I paused, feigning interest in a rack of house robes while I kept an eye on her. She rearranged the display to disguise the gap where the stolen pajamas had been resting mere moments before. To the average observer, she appeared to be restoring order to an untidy tabletop. I’ve done the same thing myself after rooting through a pile of sweaters in search of my size.
She glanced at me, but by then I was scrutinizing the construction of a house robe I’d removed from the rack. She seemed to take no further notice of me. Her manner was matter-of-fact. If I hadn’t just witnessed the sleight of hand, I wouldn’t have given her another thought.

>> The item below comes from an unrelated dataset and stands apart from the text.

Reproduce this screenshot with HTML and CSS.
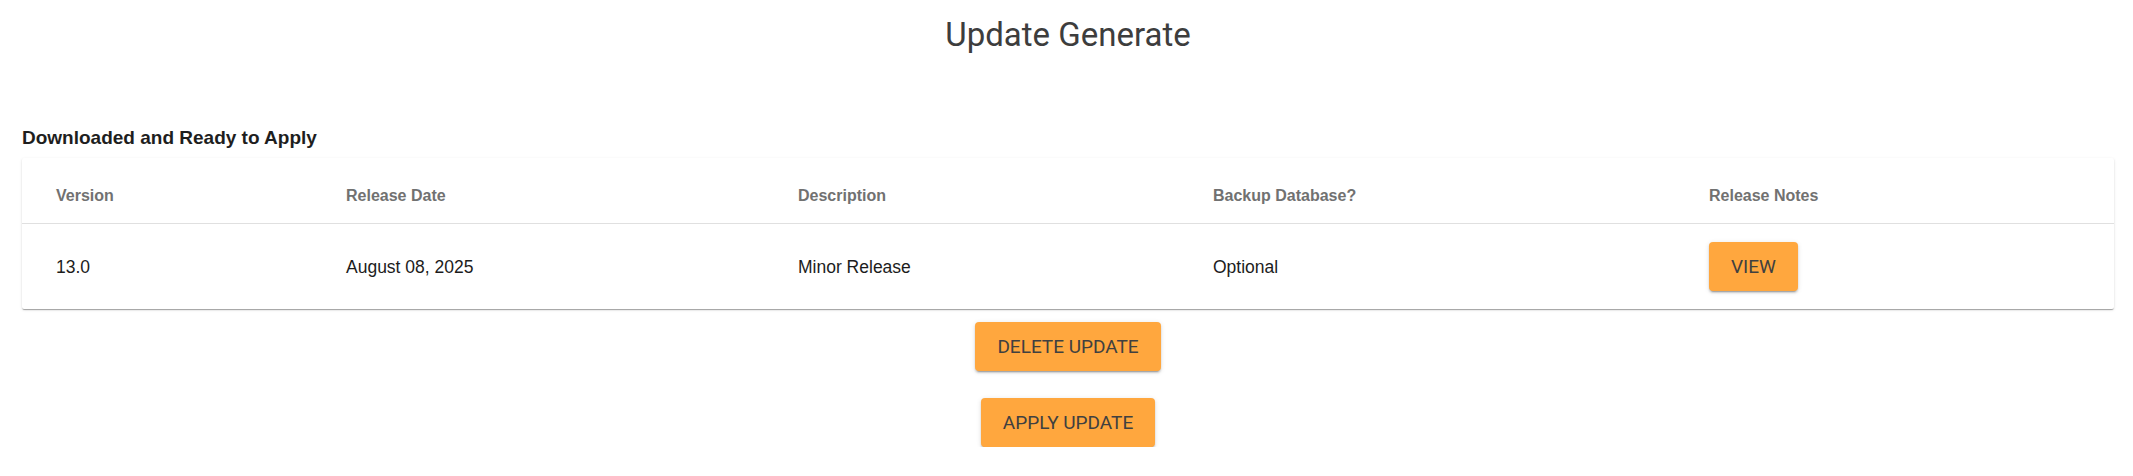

Except for this one tiny point:
Early in my career, after I’d graduated from the police academy and during my two-year stint with the Santa Teresa Police Department, I’d worked a six-month rotation in property crimes—the unit handling burglaries, embezzlement, auto theft, and retail theft, both petit and grand. Shoplifters are the bane of retail businesses, which lose billions annually in what’s euphemistically referred to as “inventory shrinkage.” My old training kicked in. I noted the time (5:26 P.M.) and studied the woman as though I were already leafing through mug shots, looking for a match. Briefly, I thought back to the younger woman in whose company I’d first seen her. There was no sign of the younger woman now, but it wouldn’t have surprised me to find out they were working in tandem.
With the older woman now in close range, I upgraded her age from midfifties to midsixties. She was shorter than I and probably forty pounds heavier, with short blond hair back-combed to a puff and sprayed to a fare-thee-well. In the clear overhead light, her makeup glowed pink while her neck was stark white. She crossed to a table display of lace teddies, touching the fabrics appreciatively. She checked the whereabouts of the sales staff and then, with her index and middle fingers, she gathered one of the teddies, compressing it into accordion folds until it disappeared like a handkerchief crumpled in her hand. She eased the garment into her shoulder bag and then removed her compact as though that had been her intent. She powdered her nose and made a minor correction to her eye makeup, the teddy now safely deposited in her purse. I glanced at the rack of bras and panties where I’d first seen the two women. The rack had been thinned considerably, and I was guessing she or the other woman had added any number of items to her cache of stolen goods. Not to criticize, but she should have quit while she was ahead.
I went straight to the register. The sales clerk smiled pleasantly as I placed my selection on the counter. Her name tag read CLAUDIA RINES, SALES ASSISTANT. We were nodding acquaintances, in that I saw her from time to time at Rosie’s Tavern, half a block from my apartment. I frequented the place because Rosie was a friend, but I couldn’t think why anyone else would go there, aside from certain undiscerning neighbors of the alcoholic sort. Tourists shunned the restaurant, which was not only shabby and outdated, but devoid of charm; in other words, innately appealing to the likes of me.
Under my breath, I said to Claudia, “Please don’t look now, but the woman over at that table in the black pantsuit just stole a lace teddy and two pairs of silk pajamas.”